## [What this task involves]
Filter the entries that follow, copying every line in which the word "React" appears.

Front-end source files
——————

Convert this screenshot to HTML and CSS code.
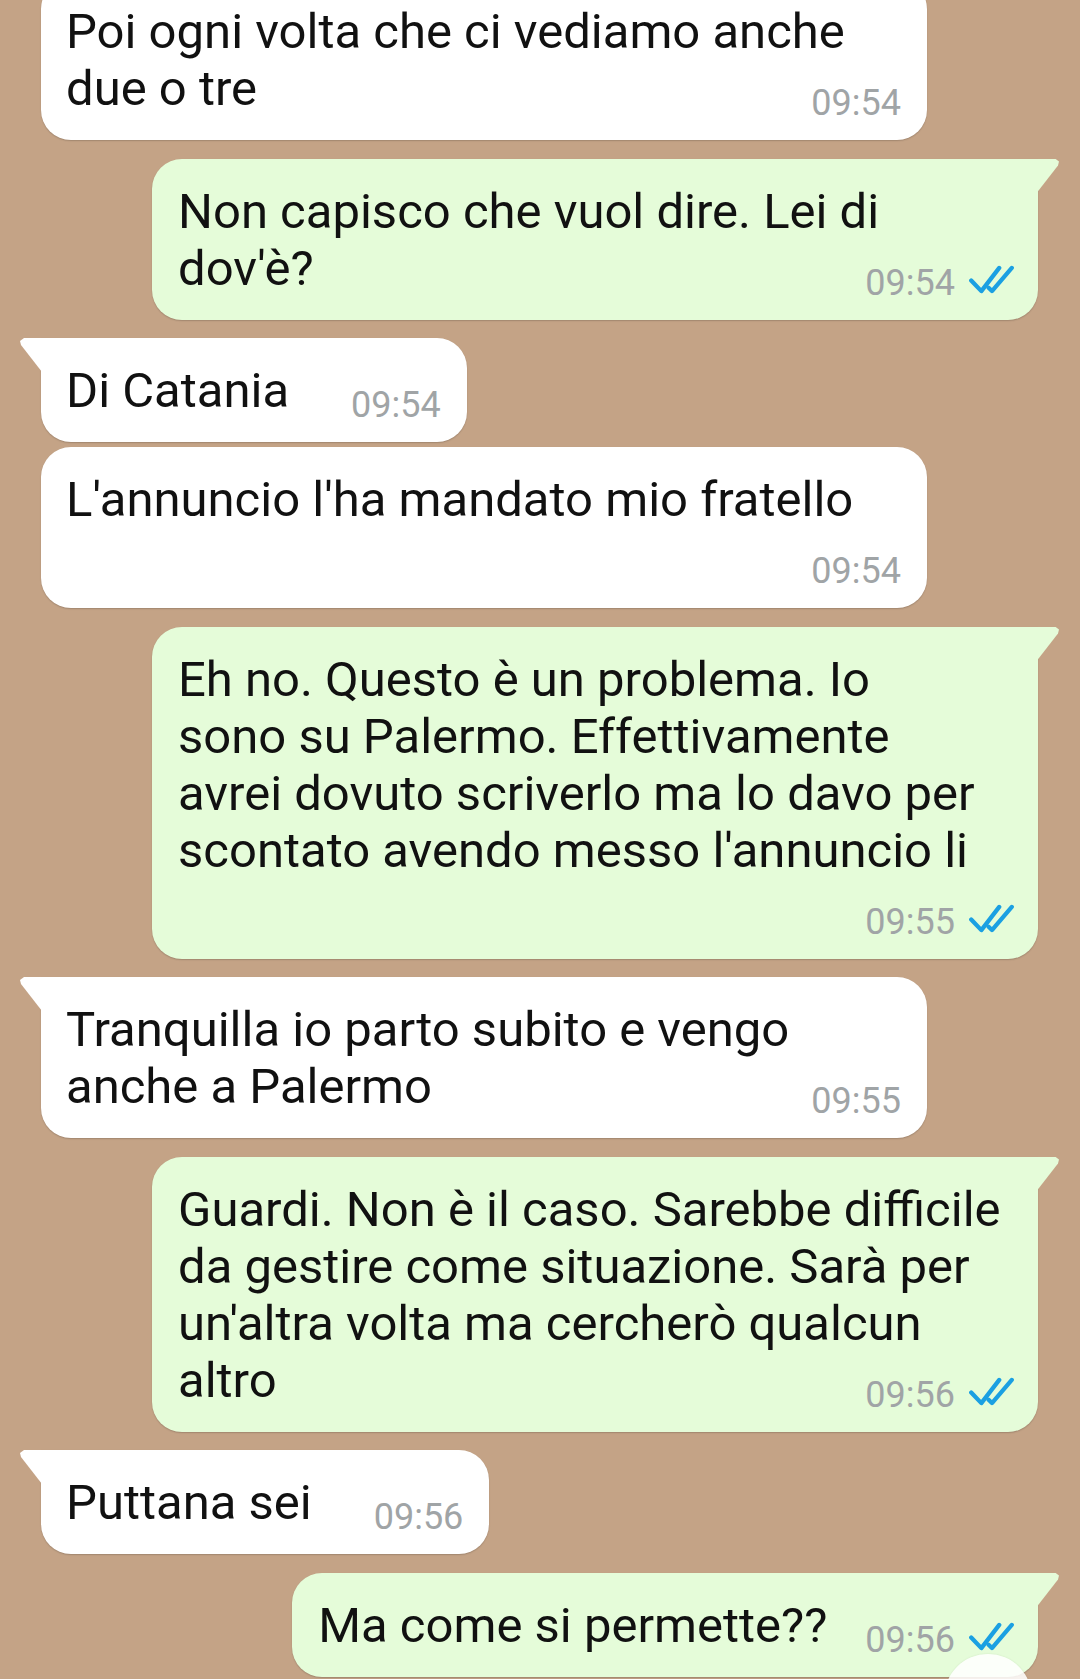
FILE: index.html
```html
<!DOCTYPE html>
<html lang="it">
<head>
  <meta charset="UTF-8" />
  <meta name="viewport" content="width=device-width, initial-scale=1.0" />
  <title>Chat</title>
  <link rel="stylesheet" href="styles.css">
</head>
<body>
  <div class="chat">
    <div class="msg in wide">Poi ogni volta che ci vediamo anche<br>due o tre<span class="meta">09:54</span></div>

    <div class="msg out wide tail">Non capisco che vuol dire. Lei di<br>dov'è?<span class="meta">09:54<svg class="ticks" viewBox="0 0 48 30"><polyline points="3,16 13.5,27 32,3" /><polyline points="21,23.5 24.5,27 45,3" /></svg></span></div>

    <div class="msg in tail">Di Catania<span class="meta">09:54</span></div>
    <div class="msg in wide next">L'annuncio l'ha mandato mio fratello<span class="meta">09:54</span></div>

    <div class="msg out wide tail">Eh no. Questo è un problema. Io<br>sono su Palermo. Effettivamente<br>avrei dovuto scriverlo ma lo davo per<br>scontato avendo messo l'annuncio li<span class="meta">09:55<svg class="ticks" viewBox="0 0 48 30"><polyline points="3,16 13.5,27 32,3" /><polyline points="21,23.5 24.5,27 45,3" /></svg></span></div>

    <div class="msg in wide tail">Tranquilla io parto subito e vengo<br>anche a Palermo<span class="meta">09:55</span></div>

    <div class="msg out wide tail">Guardi. Non è il caso. Sarebbe difficile<br>da gestire come situazione. Sarà per<br>un'altra volta ma cercherò qualcun<br>altro<span class="meta">09:56<svg class="ticks" viewBox="0 0 48 30"><polyline points="3,16 13.5,27 32,3" /><polyline points="21,23.5 24.5,27 45,3" /></svg></span></div>

    <div class="msg in tail">Puttana sei<span class="meta">09:56</span></div>

    <div class="msg out tail">Ma come si permette??<span class="meta">09:56<svg class="ticks" viewBox="0 0 48 30"><polyline points="3,16 13.5,27 32,3" /><polyline points="21,23.5 24.5,27 45,3" /></svg></span></div>
  </div>

  <div class="scroll-btn"></div>
</body>
</html>
```
FILE: styles.css
```css
html, body {
  height: 1679px;
  overflow: hidden;
}
body {
  margin: 0;
  background: #c4a386;
  font-family: Roboto, "Noto Sans", sans-serif;
  color: #111;
}
.chat {
  display: flex;
  flex-direction: column;
  padding: 0 42px 0 41px;
  margin-top: -21px;
}
.msg {
  position: relative;
  display: flow-root;
  box-sizing: border-box;
  max-width: 886px;
  margin-top: 18.5px;
  padding: 24px 26px 19px 25px;
  border-radius: 30px;
  font-size: 49px;
  line-height: 57px;
  box-shadow: 0 1px 1.5px rgba(0, 0, 0, 0.18);
}
.msg:first-child {
  margin-top: 0;
}
.msg.next {
  margin-top: 5px;
}
.wide {
  width: 886px;
}
.in {
  align-self: flex-start;
  background: #fff;
}
.out {
  align-self: flex-end;
  background: #e5fcd9;
  padding: 24px 23px 19px 26px;
}

/* little corner tails on the first bubble of a group */
.tail::before {
  content: "";
  position: absolute;
  top: 0;
  width: 22px;
  height: 34px;
}
.in.tail {
  border-top-left-radius: 0;
}
.in.tail::before {
  left: -21px;
  background: #fff;
  clip-path: polygon(4px 0, 100% 0, 100% 100%, 1px 7px, 0 3px);
}
.out.tail {
  border-top-right-radius: 0;
}
.out.tail::before {
  right: -21px;
  background: #e5fcd9;
  clip-path: polygon(0 0, calc(100% - 4px) 0, 100% 3px, calc(100% - 1px) 7px, 0 100%);
}

.meta {
  float: right;
  margin: 25px 0 0 62px;
  font-size: 36px;
  line-height: 36px;
  color: #a0a4a6;
}
.out .meta {
  margin-left: 38px;
}
.ticks {
  width: 47px;
  height: 29px;
  margin-left: 13px;
  vertical-align: 1px;
  fill: none;
  stroke: #1ba0e2;
  stroke-width: 4.4;
  stroke-linecap: round;
  stroke-linejoin: round;
}

.scroll-btn {
  position: fixed;
  left: 944px;
  top: 1654px;
  width: 88px;
  height: 88px;
  border-radius: 50%;
  background: rgba(255, 255, 255, 0.86);
  box-shadow: 0 0 2px rgba(0, 0, 0, 0.1);
}
```
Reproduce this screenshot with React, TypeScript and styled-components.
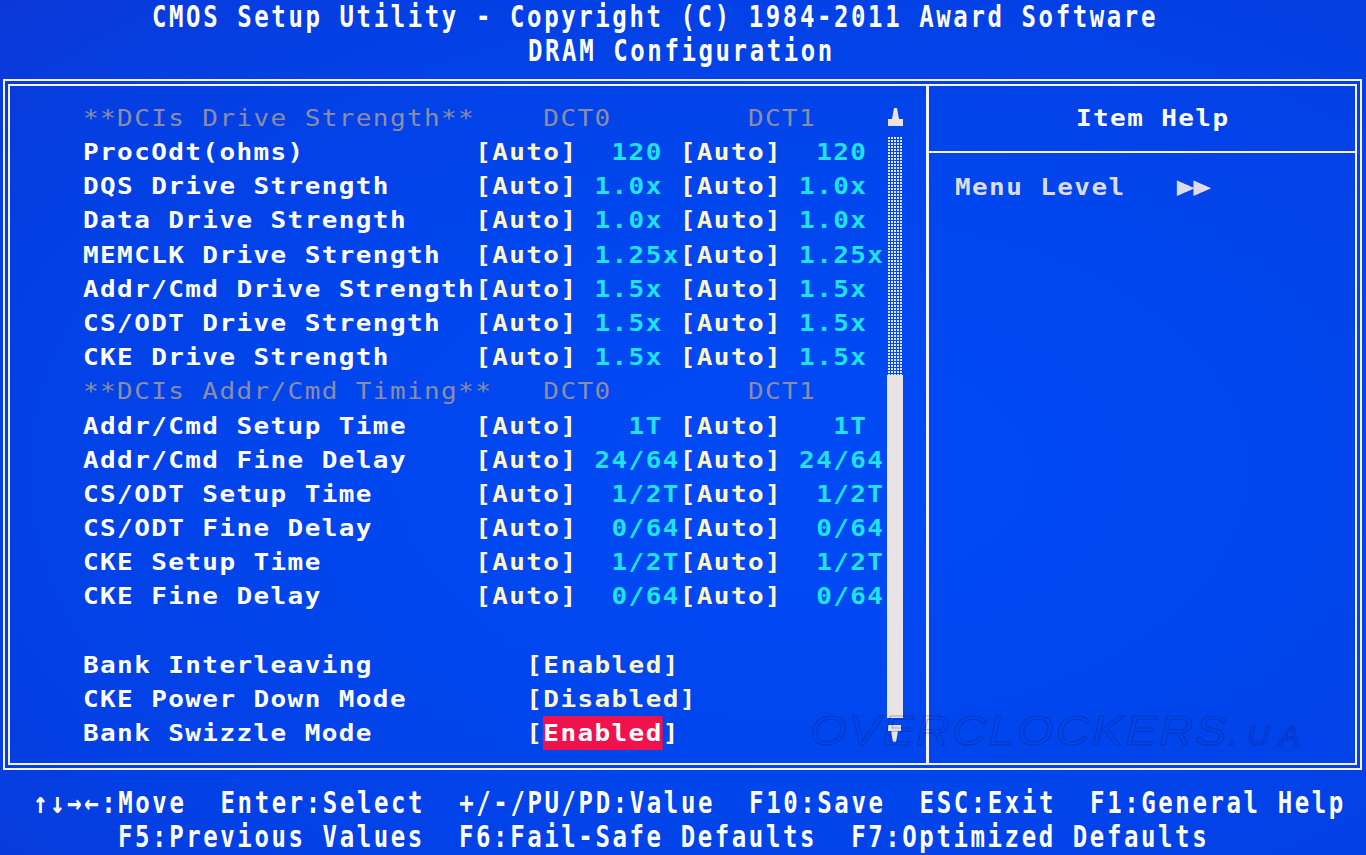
import React from 'react';
import styled, { createGlobalStyle } from 'styled-components';

const CELL = 17.05;
const ROW = 34.2;
const ADV = 0.60205;

const Global = createGlobalStyle`
  html, body {
    margin: 0;
    padding: 0;
    width: 1366px;
    height: 855px;
    overflow: hidden;
    background: #0a40e4;
  }
  #root { width: 1366px; height: 855px; }
`;

const Screen = styled.div`
  position: relative;
  width: 1366px;
  height: 855px;
  overflow: hidden;
  display: flex;
  flex-direction: column;
  font-family: "DejaVu Sans Mono", "Liberation Mono", monospace;
  background: radial-gradient(
    ellipse 85% 80% at 60% 55%,
    #004af6 0%,
    #0046ee 40%,
    #0340e4 75%,
    #0c38d8 100%
  );
`;

const Header = styled.div`
  display: flex;
  flex-direction: column;
`;

const Line = styled.div<{ $indent: number }>`
  flex: none;
  height: ${ROW}px;
  line-height: ${ROW}px;
  padding-left: ${(p) => p.$indent}px;
  white-space: pre;
`;

const Glyphs = styled.span<{ $size: number; $sx: number }>`
  display: inline-block;
  vertical-align: top;
  height: ${ROW}px;
  line-height: ${ROW}px;
  font-size: ${(p) => p.$size}px;
  font-weight: 700;
  letter-spacing: ${(p) => CELL / p.$sx - ADV * p.$size}px;
  transform: scaleX(${(p) => p.$sx});
  transform-origin: 0 50%;
  color: #ffffff;
`;

const TitleText = (props: { children: React.ReactNode }) => (
  <Glyphs $size={30} $sx={0.8}>{props.children}</Glyphs>
);

const ItemText = (props: { children: React.ReactNode }) => (
  <Glyphs $size={23} $sx={1.13}>{props.children}</Glyphs>
);

const Frame = styled.div`
  margin: 10.6px 0 0 3px;
  width: 1359px;
  box-sizing: border-box;
  border: 2px solid #f6f2fa;
  padding: 3px;
  flex: none;
`;

const Inner = styled.div`
  border: 2px solid #f6f2fa;
  height: 677px;
  display: flex;
`;

const LeftPanel = styled.div`
  flex: 0 0 919px;
  border-right: 3px solid #f6f2fa;
  display: flex;
  align-items: flex-start;
  padding-left: 73px;
  box-sizing: border-box;
`;

const ItemList = styled.div`
  width: 804px;
  padding-top: 14.9px;
  display: flex;
  flex-direction: column;
`;

const Label = styled.span`
  color: #ffffff;
`;
const Option = styled.span`
  color: #fff6c4;
`;
const Value = styled.span`
  color: #1ee2ee;
`;
const Dim = styled.span`
  color: #8c8ca8;
  font-weight: 400;
`;
const Selected = styled.span`
  display: inline-block;
  vertical-align: top;
  height: ${ROW}px;
  background: #f0124c;
  color: #ffffff;
`;
const HelpText = styled.span`
  color: #dcdce6;
`;
const HelpArrows = styled.span`
  color: #dcdce6;
  font-size: 26px;
  letter-spacing: -1px;
`;

const ScrollBar = styled.div`
  width: 16px;
  margin-top: 22px;
  display: flex;
  flex-direction: column;
  align-items: flex-start;
`;

const ArrowBox = styled.svg`
  display: block;
  margin-left: 1px;
  flex: none;
`;

const Track = styled.div`
  margin-top: 11px;
  width: 15px;
  height: 238px;
  margin-left: 1px;
  background-image: radial-gradient(circle at 1px 1px, rgba(236, 236, 255, 0.95) 0.9px, transparent 1.3px);
  background-size: 3px 3px;
`;

const Thumb = styled.div`
  width: 16px;
  height: 343px;
  background: #e9e3e6;
`;

const DownWrap = styled.div`
  margin-top: 7px;
`;

const RightPanel = styled.div`
  flex: 1;
  display: flex;
  flex-direction: column;
`;

const HelpHeader = styled.div`
  height: 65px;
  border-bottom: 2px solid #f6f2fa;
  display: flex;
  align-items: center;
`;

const HelpBody = styled.div`
  margin-top: 16px;
`;

const Footer = styled.div`
  margin-top: 15.9px;
  display: flex;
  flex-direction: column;
`;

const Watermark = styled.div`
  position: absolute;
  left: 810px;
  top: 709px;
  font-family: "Liberation Sans", Arial, sans-serif;
  font-style: italic;
  font-weight: 400;
  font-size: 42px;
  line-height: 44px;
  letter-spacing: 2px;
  color: transparent;
  -webkit-text-stroke: 1px rgba(4, 22, 120, 0.35);
  transform: scaleX(1.12);
  transform-origin: left top;
  white-space: nowrap;
  pointer-events: none;
`;

const WatermarkSmall = styled.span`
  font-size: 27px;
  letter-spacing: 9px;
`;

type Kind = 'l' | 'o' | 'v' | 'd' | 's';
type Seg = [string, Kind];

const auto = (label: string, v1: string, v2: string): Seg[] => [
  [label.padEnd(23), 'l'],
  ['[Auto]', 'o'],
  [v1, 'v'],
  ['[Auto]', 'o'],
  [v2, 'v'],
];

const rows: Seg[][] = [
  [['**DCIs Drive Strength**    DCT0        DCT1', 'd']],
  auto('ProcOdt(ohms)', '  120 ', '  120'),
  auto('DQS Drive Strength', ' 1.0x ', ' 1.0x'),
  auto('Data Drive Strength', ' 1.0x ', ' 1.0x'),
  auto('MEMCLK Drive Strength', ' 1.25x', ' 1.25x'),
  auto('Addr/Cmd Drive Strength', ' 1.5x ', ' 1.5x'),
  auto('CS/ODT Drive Strength', ' 1.5x ', ' 1.5x'),
  auto('CKE Drive Strength', ' 1.5x ', ' 1.5x'),
  [['**DCIs Addr/Cmd Timing**   DCT0        DCT1', 'd']],
  auto('Addr/Cmd Setup Time', '   1T ', '   1T'),
  auto('Addr/Cmd Fine Delay', ' 24/64', ' 24/64'),
  auto('CS/ODT Setup Time', '  1/2T', '  1/2T'),
  auto('CS/ODT Fine Delay', '  0/64', '  0/64'),
  auto('CKE Setup Time', '  1/2T', '  1/2T'),
  auto('CKE Fine Delay', '  0/64', '  0/64'),
  [],
  [
    ['Bank Interleaving'.padEnd(26), 'l'],
    ['[Enabled]', 'o'],
  ],
  [
    ['CKE Power Down Mode'.padEnd(26), 'l'],
    ['[Disabled]', 'o'],
  ],
  [
    ['Bank Swizzle Mode'.padEnd(26), 'l'],
    ['[', 'o'],
    ['Enabled', 's'],
    [']', 'o'],
  ],
];

const renderSeg = ([text, kind]: Seg, i: number) => {
  switch (kind) {
    case 'l':
      return <Label key={i}>{text}</Label>;
    case 'o':
      return <Option key={i}>{text}</Option>;
    case 'v':
      return <Value key={i}>{text}</Value>;
    case 'd':
      return <Dim key={i}>{text}</Dim>;
    default:
      return <Selected key={i}>{text}</Selected>;
  }
};

const UpArrow = () => (
  <ArrowBox width="15" height="18" viewBox="0 0 15 18">
    <path d="M6 0 H9 L11 11 H15 V18 H0 V11 H4 Z" fill="#e9e3e6" />
  </ArrowBox>
);

const DownArrow = () => (
  <ArrowBox width="13" height="17" viewBox="0 0 13 17">
    <path d="M0 0 H13 V6 H10 L8 17 H5 L3 6 H0 Z" fill="#e9e3e6" />
  </ArrowBox>
);

export default function App() {
  return (
    <>
      <Global />
      <Screen>
        <Header>
          <Line $indent={152}>
            <TitleText>CMOS Setup Utility - Copyright (C) 1984-2011 Award Software</TitleText>
          </Line>
          <Line $indent={528}>
            <TitleText>DRAM Configuration</TitleText>
          </Line>
        </Header>

        <Frame>
          <Inner>
            <LeftPanel>
              <ItemList>
                {rows.map((segs, r) => (
                  <Line $indent={0} key={r}>
                    <ItemText>{segs.map(renderSeg)}</ItemText>
                  </Line>
                ))}
              </ItemList>
              <ScrollBar>
                <UpArrow />
                <Track />
                <Thumb />
                <DownWrap>
                  <DownArrow />
                </DownWrap>
              </ScrollBar>
            </LeftPanel>
            <RightPanel>
              <HelpHeader>
                <Line $indent={147}>
                  <ItemText>Item Help</ItemText>
                </Line>
              </HelpHeader>
              <HelpBody>
                <Line $indent={26}>
                  <ItemText>
                    <HelpText>Menu Level   </HelpText>
                    <HelpArrows>▶▶</HelpArrows>
                  </ItemText>
                </Line>
              </HelpBody>
            </RightPanel>
          </Inner>
        </Frame>

        <Footer>
          <Line $indent={33}>
            <TitleText>↑↓→←:Move  Enter:Select  +/-/PU/PD:Value  F10:Save  ESC:Exit  F1:General Help</TitleText>
          </Line>
          <Line $indent={118.25}>
            <TitleText>F5:Previous Values  F6:Fail-Safe Defaults  F7:Optimized Defaults</TitleText>
          </Line>
        </Footer>

        <Watermark>
          OVERCLOCKERS<WatermarkSmall>.UA</WatermarkSmall>
        </Watermark>
      </Screen>
    </>
  );
}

——————

## [Answer for the task]
Reproduce this screenshot with React, TypeScript and styled-components.
import React from 'react';
const TitleText = (props: { children: React.ReactNode }) => (
const ItemText = (props: { children: React.ReactNode }) => (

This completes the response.